Last month, a 76-year-old man succumbed to the virus following a 15-day stay at the ICU of the suburban Nanavati Hospital, which saddled his family with a bill for ₹16 lakh. The family was quarantined at home while the man was hospitalised, and had to pay Rs 60,000 online upon his admission.

The charges kept on rising thereafter, following which the family was informed by the accounts department that if there was any delay in payments, the septuagenarian’s treatment would be stopped.

The wife of another 76-year-old, from Colaba’s Cusrow Baug, has appealed for financial help from charitable agencies like the Lions Club “in view of substantial medical expenses for my husband”. Hospitalisation charges currently stand at ₹22 lakh, with her husband having been under treatment for COVID-19 in the ICU of south Mumbai’s Breach Candy Hospital since 7 May.

His condition was aggravated by his co-morbidity, with diabetes and hypertension, and the costs are mounting, because though he is responding to treatment, the hospital says his discharge may take another two to three weeks. Though the patient has health insurance coverage for ₹9 lakh with Paramount Health Services, the insurer has declined to sanction more than ₹ 4 lakh. His daughter has requested advances against her own salary, and the family has taken loans from friends and relatives to help them tide over the expenses.

Former BJP MP Kirit Somaiya has written to Zenith Hospital in Malad that he has been approached for redress by the family of 68-year-old Sangeeta Meshru who says that the hospital has billed them for ₹9.74 lakh for her stay there from 1 June and has refused to discharge her until the full amount that the family contests is paid.

Often, city private hospitals make a personal appraisal of the patient to ascertain whether his or her family would be able to afford its treatment. If they discern any inability, they will feign bed unavailability.
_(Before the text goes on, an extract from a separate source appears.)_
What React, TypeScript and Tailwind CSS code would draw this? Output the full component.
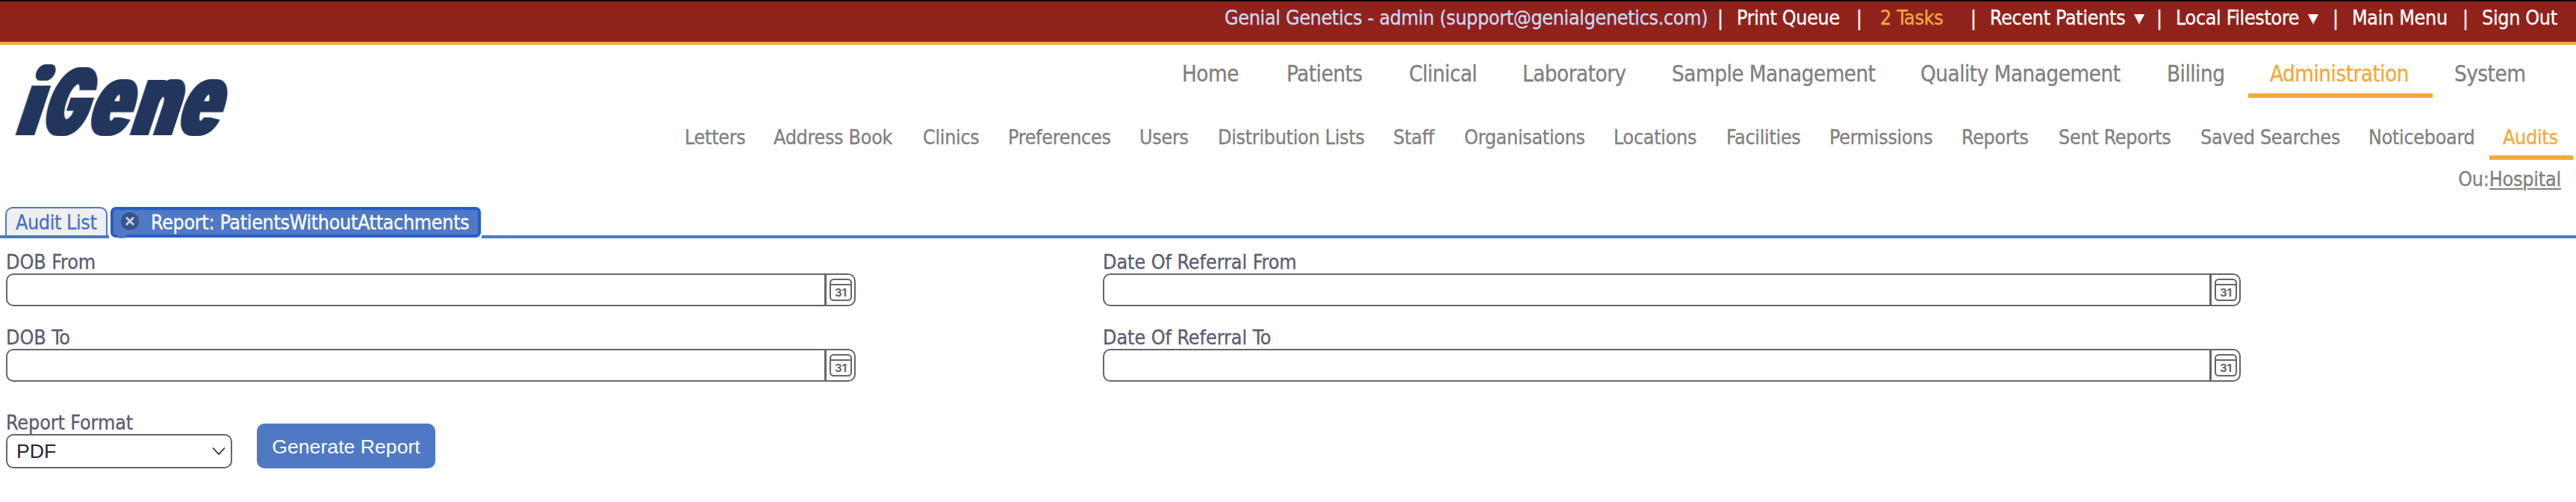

Acting on complaints of bed unavailability, the government has issued show cause notices to four private hospitals, namely, Bombay Hospital, Jaslok Hospital, Hinduja Hospital and Lilavati Hospital.

The issue of overcharging by private hospitals for COVID-19 treatment has been taken to court, including the Supreme Court where All India Drug Action Network (AIDAN) and Jan Swasthya Abhiyan (JSA), both networks of non-profit civil society organisations, are impleading in one such case. The bench has now waived its initial restraint of the plaint to the matter of overcharging or violation of free bed conditions by only private hospitals built on concessional land.

Mumbai-based educationist and social worker, Sagar Jondhale, has filed a public interest litigation (PIL) before the Bombay High Court for restraining the Maharashtra government’s notification of 21 May providing for maximum rates chargeable to COVID-19 patients by private hospitals.

The petitioner says the notification permits the hospitals to charge separately for pharmacy and pathology services, and that even if the minimum rates are charged, the patient will still end up paying not less than ₹ 75,000 to ₹100,000 for a general ward.

“The State of Maharashtra, being the custodian of the lives of the citizens of Maharashtra, should provide a total free treatment to its citizens,” the petition prays. He calculates that the cost to government would be a relatively negligible Rs 200 to 300 Crore.

The Maharashtra Task Force on COVID-19 headed by Dr Sanjay Oak, former dean at the municipal King Edward Memorial (KEM) Hospital, concedes that those requiring critical care beds have frequently had to struggle for them, and the dashboard plan, which was to purvey information to citizens, had failed.